Record extracts:
####
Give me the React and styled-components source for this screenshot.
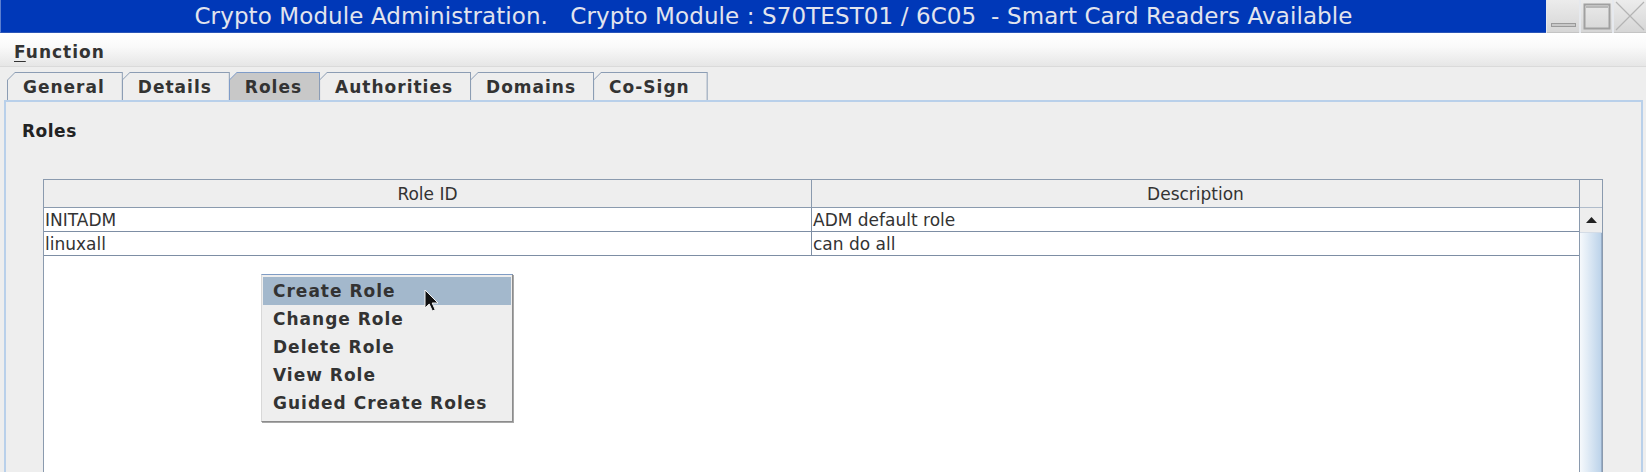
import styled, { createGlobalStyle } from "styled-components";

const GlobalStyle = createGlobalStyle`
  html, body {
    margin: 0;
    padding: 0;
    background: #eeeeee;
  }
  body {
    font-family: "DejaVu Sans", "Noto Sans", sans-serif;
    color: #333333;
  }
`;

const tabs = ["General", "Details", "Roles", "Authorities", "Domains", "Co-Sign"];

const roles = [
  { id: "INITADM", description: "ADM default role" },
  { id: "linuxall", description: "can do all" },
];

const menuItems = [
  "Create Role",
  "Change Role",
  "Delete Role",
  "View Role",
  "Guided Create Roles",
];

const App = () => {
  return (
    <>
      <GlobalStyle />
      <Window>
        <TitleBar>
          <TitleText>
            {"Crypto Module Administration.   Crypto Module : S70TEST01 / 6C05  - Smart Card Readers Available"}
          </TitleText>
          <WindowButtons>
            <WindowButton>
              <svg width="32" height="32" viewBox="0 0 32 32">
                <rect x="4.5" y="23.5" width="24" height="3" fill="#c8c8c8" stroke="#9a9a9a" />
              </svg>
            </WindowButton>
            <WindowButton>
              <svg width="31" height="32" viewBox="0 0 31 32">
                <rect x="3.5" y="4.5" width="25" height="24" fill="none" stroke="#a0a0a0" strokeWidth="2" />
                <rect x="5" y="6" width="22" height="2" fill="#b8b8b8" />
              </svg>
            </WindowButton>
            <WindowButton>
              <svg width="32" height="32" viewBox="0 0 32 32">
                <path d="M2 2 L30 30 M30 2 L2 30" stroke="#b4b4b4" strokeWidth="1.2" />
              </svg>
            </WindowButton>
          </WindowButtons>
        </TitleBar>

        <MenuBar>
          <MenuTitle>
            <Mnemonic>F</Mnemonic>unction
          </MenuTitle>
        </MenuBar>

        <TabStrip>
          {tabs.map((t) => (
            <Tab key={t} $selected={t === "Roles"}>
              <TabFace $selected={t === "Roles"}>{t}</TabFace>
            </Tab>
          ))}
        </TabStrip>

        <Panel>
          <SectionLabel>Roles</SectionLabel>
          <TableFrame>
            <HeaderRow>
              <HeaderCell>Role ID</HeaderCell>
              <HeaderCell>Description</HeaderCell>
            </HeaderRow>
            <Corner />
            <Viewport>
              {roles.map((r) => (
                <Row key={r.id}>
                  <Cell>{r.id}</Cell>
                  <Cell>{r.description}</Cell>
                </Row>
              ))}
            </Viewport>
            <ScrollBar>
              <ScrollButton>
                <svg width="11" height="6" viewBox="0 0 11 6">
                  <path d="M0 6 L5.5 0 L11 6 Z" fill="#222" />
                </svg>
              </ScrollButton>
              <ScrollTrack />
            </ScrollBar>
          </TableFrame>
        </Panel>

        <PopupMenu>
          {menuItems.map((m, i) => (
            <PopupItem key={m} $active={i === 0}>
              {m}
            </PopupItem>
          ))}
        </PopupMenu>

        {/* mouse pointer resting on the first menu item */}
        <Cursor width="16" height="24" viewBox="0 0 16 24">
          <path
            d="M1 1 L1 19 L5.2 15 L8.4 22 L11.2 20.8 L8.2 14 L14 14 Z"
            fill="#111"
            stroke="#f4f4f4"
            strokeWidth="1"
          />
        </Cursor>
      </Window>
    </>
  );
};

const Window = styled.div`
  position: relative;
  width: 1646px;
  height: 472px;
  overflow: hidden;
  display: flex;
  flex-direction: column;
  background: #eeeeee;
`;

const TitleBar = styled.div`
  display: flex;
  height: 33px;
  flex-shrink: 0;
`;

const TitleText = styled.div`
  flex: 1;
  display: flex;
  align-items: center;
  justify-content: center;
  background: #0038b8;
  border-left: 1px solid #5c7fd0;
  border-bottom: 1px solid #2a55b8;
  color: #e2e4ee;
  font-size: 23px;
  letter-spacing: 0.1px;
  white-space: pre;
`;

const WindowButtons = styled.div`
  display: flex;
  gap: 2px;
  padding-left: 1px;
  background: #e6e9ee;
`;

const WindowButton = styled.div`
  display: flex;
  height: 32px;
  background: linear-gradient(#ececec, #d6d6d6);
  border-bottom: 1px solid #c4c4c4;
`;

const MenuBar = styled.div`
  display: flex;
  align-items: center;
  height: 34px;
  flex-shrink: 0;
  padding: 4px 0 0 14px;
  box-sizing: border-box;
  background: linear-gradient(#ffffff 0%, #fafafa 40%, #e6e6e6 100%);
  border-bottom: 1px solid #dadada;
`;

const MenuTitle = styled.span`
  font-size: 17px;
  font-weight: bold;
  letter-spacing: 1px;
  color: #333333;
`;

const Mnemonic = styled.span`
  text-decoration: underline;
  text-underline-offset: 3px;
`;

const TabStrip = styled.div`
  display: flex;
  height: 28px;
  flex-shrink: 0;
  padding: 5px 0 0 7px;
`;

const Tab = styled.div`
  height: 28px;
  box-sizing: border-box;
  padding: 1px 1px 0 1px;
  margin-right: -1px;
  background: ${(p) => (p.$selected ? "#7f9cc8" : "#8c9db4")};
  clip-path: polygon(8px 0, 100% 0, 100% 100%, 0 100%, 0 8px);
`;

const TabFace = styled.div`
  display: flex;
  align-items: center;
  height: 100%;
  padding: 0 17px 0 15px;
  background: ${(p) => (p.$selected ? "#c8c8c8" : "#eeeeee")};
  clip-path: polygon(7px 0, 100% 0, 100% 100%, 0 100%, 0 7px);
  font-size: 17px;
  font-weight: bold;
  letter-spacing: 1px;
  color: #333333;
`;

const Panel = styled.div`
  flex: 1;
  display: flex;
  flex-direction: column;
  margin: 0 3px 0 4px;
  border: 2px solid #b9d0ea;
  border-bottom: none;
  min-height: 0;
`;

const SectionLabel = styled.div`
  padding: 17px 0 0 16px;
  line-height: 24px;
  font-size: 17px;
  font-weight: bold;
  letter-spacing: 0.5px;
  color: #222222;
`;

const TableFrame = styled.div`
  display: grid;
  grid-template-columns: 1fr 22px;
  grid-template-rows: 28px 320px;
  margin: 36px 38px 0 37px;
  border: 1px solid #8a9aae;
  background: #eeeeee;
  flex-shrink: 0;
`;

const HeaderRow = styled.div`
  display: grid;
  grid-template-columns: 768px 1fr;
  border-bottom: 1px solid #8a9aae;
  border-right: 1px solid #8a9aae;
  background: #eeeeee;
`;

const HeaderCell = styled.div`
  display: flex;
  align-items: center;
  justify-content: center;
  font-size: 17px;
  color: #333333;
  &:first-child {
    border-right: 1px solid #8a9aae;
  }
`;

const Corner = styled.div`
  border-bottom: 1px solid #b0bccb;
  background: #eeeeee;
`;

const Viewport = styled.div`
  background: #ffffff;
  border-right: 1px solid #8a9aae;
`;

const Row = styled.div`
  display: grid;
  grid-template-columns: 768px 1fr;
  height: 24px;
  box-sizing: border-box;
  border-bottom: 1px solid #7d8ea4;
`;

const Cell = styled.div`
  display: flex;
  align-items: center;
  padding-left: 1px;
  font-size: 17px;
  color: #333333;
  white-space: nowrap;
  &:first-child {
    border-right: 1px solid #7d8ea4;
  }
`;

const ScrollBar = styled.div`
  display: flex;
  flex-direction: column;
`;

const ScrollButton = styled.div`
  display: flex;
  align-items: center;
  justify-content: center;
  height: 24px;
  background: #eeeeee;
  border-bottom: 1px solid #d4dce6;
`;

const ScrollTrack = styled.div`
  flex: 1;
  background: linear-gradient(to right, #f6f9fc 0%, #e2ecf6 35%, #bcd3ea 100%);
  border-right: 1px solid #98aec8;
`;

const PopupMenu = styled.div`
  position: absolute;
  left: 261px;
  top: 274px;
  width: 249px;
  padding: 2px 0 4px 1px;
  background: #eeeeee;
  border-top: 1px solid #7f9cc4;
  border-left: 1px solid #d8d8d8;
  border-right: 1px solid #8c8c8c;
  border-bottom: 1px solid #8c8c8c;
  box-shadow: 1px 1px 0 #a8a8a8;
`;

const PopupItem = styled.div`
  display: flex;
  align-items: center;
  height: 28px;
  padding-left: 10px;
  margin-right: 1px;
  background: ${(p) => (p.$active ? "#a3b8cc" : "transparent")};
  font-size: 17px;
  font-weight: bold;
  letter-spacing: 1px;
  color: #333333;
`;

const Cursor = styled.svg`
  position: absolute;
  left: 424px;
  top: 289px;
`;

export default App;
####
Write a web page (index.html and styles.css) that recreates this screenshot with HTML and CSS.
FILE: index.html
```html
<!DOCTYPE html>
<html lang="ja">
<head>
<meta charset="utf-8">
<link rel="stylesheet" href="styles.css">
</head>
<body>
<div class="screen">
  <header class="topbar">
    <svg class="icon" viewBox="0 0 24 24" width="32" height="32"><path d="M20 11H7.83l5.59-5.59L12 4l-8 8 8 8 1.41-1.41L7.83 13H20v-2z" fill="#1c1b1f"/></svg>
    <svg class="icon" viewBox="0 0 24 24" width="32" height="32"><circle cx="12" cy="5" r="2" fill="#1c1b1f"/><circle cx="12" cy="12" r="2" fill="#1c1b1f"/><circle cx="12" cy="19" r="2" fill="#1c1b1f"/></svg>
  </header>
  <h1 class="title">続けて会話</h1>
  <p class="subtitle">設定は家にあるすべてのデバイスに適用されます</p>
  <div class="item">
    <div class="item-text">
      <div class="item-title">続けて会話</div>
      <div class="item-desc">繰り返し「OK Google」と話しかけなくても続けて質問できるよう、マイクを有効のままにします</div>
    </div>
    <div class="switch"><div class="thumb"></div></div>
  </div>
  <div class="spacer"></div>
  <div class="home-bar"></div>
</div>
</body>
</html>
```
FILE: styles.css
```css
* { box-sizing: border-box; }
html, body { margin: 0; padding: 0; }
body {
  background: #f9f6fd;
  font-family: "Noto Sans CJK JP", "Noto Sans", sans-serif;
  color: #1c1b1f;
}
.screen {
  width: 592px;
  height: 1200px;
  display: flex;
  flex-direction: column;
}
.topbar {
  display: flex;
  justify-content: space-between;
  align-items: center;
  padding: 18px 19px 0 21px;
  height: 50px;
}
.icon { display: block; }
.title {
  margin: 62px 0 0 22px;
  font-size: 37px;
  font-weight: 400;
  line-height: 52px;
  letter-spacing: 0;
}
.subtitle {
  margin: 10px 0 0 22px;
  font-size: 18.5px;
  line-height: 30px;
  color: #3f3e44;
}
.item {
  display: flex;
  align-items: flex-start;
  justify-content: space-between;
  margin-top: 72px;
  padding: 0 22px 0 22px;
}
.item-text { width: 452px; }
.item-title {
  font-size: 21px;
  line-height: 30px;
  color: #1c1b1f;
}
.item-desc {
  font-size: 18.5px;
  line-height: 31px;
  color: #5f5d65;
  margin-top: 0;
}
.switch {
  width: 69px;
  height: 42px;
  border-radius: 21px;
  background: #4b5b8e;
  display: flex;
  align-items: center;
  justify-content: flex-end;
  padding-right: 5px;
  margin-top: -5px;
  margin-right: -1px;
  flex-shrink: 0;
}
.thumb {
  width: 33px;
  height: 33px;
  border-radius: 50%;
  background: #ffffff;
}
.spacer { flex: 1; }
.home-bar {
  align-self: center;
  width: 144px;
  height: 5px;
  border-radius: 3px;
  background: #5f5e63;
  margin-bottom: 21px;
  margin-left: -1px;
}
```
####
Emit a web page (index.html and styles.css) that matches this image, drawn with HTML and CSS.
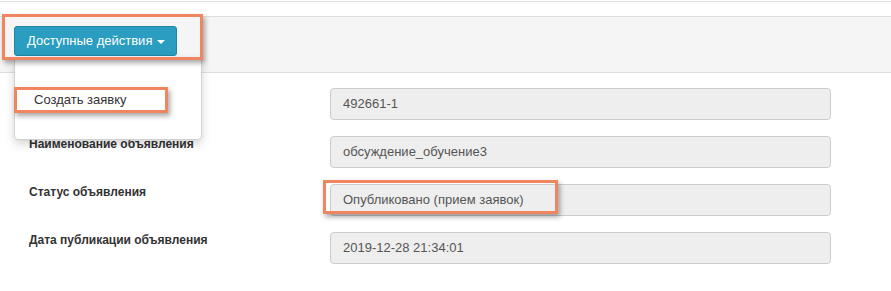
####
To be done: Using the data above, which lines fall from the one with "Give me the" through the one with "</TabStrip>"? Repeat them exactly, ends included, minus any pictures.

Reply:
Give me the React and styled-components source for this screenshot.
import styled, { createGlobalStyle } from "styled-components";

const GlobalStyle = createGlobalStyle`
  html, body {
    margin: 0;
    padding: 0;
    background: #eeeeee;
  }
  body {
    font-family: "DejaVu Sans", "Noto Sans", sans-serif;
    color: #333333;
  }
`;

const tabs = ["General", "Details", "Roles", "Authorities", "Domains", "Co-Sign"];

const roles = [
  { id: "INITADM", description: "ADM default role" },
  { id: "linuxall", description: "can do all" },
];

const menuItems = [
  "Create Role",
  "Change Role",
  "Delete Role",
  "View Role",
  "Guided Create Roles",
];

const App = () => {
  return (
    <>
      <GlobalStyle />
      <Window>
        <TitleBar>
          <TitleText>
            {"Crypto Module Administration.   Crypto Module : S70TEST01 / 6C05  - Smart Card Readers Available"}
          </TitleText>
          <WindowButtons>
            <WindowButton>
              <svg width="32" height="32" viewBox="0 0 32 32">
                <rect x="4.5" y="23.5" width="24" height="3" fill="#c8c8c8" stroke="#9a9a9a" />
              </svg>
            </WindowButton>
            <WindowButton>
              <svg width="31" height="32" viewBox="0 0 31 32">
                <rect x="3.5" y="4.5" width="25" height="24" fill="none" stroke="#a0a0a0" strokeWidth="2" />
                <rect x="5" y="6" width="22" height="2" fill="#b8b8b8" />
              </svg>
            </WindowButton>
            <WindowButton>
              <svg width="32" height="32" viewBox="0 0 32 32">
                <path d="M2 2 L30 30 M30 2 L2 30" stroke="#b4b4b4" strokeWidth="1.2" />
              </svg>
            </WindowButton>
          </WindowButtons>
        </TitleBar>

        <MenuBar>
          <MenuTitle>
            <Mnemonic>F</Mnemonic>unction
          </MenuTitle>
        </MenuBar>

        <TabStrip>
          {tabs.map((t) => (
            <Tab key={t} $selected={t === "Roles"}>
              <TabFace $selected={t === "Roles"}>{t}</TabFace>
            </Tab>
          ))}
        </TabStrip>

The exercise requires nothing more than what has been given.